If you want a practical plan for selling your current home and buying in Newport Beach, IMPACT Realty Group can help you map out the move with clear guidance, local perspective, and step-by-step support.

FAQs

What is the biggest financial difference when relocating from inland Orange County to Newport Beach?

  • The biggest difference is usually the price tier, since Newport Beach had a $3.6 million median sale price in spring 2026 compared with much lower median prices in inland Orange County communities like Placentia, Yorba Linda, and Anaheim Hills.

Are Newport Beach homes mostly single-family houses?

  • No. Newport Beach has a mixed housing stock that includes detached homes, attached homes, smaller multifamily properties, larger multifamily properties, and mobile homes.

Why do HOA documents matter when buying a Newport Beach condo or townhome?

  • HOA documents matter because dues, rules, reserve funding, maintenance responsibilities, and any history of special assessments can affect both your monthly costs and your long-term ownership experience.

What lifestyle trade-off should inland buyers expect in Newport Beach?

  • Many inland buyers should expect more parking and access logistics, since paid parking is common in city areas and beach parking can be crowded and first come, first served.

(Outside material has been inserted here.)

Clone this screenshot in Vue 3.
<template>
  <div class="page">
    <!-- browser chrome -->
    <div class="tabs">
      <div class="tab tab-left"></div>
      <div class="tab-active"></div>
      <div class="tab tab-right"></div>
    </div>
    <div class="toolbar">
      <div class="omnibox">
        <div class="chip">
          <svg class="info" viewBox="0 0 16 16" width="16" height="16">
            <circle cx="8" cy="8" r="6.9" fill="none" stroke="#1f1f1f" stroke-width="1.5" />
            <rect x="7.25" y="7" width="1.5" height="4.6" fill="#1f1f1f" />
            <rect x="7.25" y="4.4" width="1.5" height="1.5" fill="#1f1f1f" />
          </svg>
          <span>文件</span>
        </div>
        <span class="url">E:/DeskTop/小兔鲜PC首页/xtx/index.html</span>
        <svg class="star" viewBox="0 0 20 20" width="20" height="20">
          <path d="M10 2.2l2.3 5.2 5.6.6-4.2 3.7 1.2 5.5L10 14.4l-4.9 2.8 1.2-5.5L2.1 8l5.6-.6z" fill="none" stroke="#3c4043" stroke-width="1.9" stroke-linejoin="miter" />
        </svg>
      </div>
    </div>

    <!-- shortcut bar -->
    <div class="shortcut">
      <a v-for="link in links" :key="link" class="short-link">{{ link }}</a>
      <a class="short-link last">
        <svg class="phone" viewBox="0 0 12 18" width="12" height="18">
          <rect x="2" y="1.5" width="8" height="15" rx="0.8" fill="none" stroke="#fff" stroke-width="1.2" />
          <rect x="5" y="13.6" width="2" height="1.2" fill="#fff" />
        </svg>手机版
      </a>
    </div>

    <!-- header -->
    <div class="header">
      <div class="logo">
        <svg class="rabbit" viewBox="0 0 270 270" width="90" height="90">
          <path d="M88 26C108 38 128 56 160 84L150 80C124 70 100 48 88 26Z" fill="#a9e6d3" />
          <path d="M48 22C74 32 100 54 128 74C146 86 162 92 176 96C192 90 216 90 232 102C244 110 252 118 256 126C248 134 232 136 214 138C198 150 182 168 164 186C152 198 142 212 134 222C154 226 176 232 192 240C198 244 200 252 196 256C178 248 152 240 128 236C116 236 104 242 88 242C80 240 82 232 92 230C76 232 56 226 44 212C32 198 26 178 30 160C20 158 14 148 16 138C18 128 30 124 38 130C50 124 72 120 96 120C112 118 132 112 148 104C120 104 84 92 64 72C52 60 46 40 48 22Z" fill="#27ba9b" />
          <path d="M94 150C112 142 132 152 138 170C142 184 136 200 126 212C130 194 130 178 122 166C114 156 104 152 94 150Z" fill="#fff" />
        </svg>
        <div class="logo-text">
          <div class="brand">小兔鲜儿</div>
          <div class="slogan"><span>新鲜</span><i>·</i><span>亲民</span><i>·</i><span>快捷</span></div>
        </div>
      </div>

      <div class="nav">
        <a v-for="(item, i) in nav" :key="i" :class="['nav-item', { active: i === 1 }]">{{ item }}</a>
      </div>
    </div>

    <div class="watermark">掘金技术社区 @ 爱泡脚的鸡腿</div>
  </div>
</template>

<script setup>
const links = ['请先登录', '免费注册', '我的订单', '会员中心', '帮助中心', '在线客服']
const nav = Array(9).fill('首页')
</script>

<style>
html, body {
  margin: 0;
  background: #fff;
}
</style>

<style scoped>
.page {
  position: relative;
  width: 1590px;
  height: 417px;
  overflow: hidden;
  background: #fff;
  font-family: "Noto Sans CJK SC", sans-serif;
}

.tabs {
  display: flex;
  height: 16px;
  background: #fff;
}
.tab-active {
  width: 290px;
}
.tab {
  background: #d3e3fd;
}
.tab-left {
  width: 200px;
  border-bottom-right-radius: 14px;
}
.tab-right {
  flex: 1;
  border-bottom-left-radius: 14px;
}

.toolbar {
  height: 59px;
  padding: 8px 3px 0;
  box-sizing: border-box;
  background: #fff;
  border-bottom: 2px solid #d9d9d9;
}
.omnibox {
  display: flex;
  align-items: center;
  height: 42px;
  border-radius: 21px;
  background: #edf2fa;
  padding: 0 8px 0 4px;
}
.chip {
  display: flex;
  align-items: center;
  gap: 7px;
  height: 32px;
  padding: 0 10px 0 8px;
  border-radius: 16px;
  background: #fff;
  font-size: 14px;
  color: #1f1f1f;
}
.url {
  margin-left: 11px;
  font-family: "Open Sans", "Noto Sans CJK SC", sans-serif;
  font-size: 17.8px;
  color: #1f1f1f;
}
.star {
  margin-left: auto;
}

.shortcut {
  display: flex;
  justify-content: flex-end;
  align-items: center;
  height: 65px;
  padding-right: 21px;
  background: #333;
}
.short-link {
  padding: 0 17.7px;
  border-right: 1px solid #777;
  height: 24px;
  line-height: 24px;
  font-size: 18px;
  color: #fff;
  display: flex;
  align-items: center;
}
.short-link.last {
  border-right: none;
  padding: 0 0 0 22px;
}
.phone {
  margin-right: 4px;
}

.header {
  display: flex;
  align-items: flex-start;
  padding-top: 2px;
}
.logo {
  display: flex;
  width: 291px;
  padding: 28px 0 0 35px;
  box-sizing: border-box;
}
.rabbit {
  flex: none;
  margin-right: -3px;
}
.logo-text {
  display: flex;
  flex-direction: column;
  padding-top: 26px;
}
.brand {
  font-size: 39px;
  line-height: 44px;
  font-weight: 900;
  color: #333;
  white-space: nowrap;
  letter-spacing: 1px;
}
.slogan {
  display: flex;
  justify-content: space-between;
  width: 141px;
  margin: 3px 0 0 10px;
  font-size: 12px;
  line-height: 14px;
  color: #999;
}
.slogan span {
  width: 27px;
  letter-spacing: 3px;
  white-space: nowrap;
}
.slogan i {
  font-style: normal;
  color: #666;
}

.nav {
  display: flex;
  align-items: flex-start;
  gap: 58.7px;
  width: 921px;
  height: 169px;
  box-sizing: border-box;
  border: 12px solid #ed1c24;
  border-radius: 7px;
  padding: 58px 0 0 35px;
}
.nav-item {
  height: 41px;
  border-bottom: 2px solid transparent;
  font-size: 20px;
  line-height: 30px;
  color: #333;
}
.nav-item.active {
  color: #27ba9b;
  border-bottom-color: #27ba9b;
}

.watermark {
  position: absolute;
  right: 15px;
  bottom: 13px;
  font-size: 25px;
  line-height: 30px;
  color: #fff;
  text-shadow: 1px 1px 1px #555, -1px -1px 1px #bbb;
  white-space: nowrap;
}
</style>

Should flood and earthquake insurance be part of a Newport Beach home search?

  • Yes. Newport Beach has flood hazard areas, and standard homeowners, renters, and condominium policies generally do not cover flood or earthquake damage.

Is it better to sell your inland Orange County home before buying in Newport Beach?

  • In many cases, selling first is the simpler path because it can reduce cash-flow pressure and give you a clearer picture of your available equity before buying in a higher-priced market.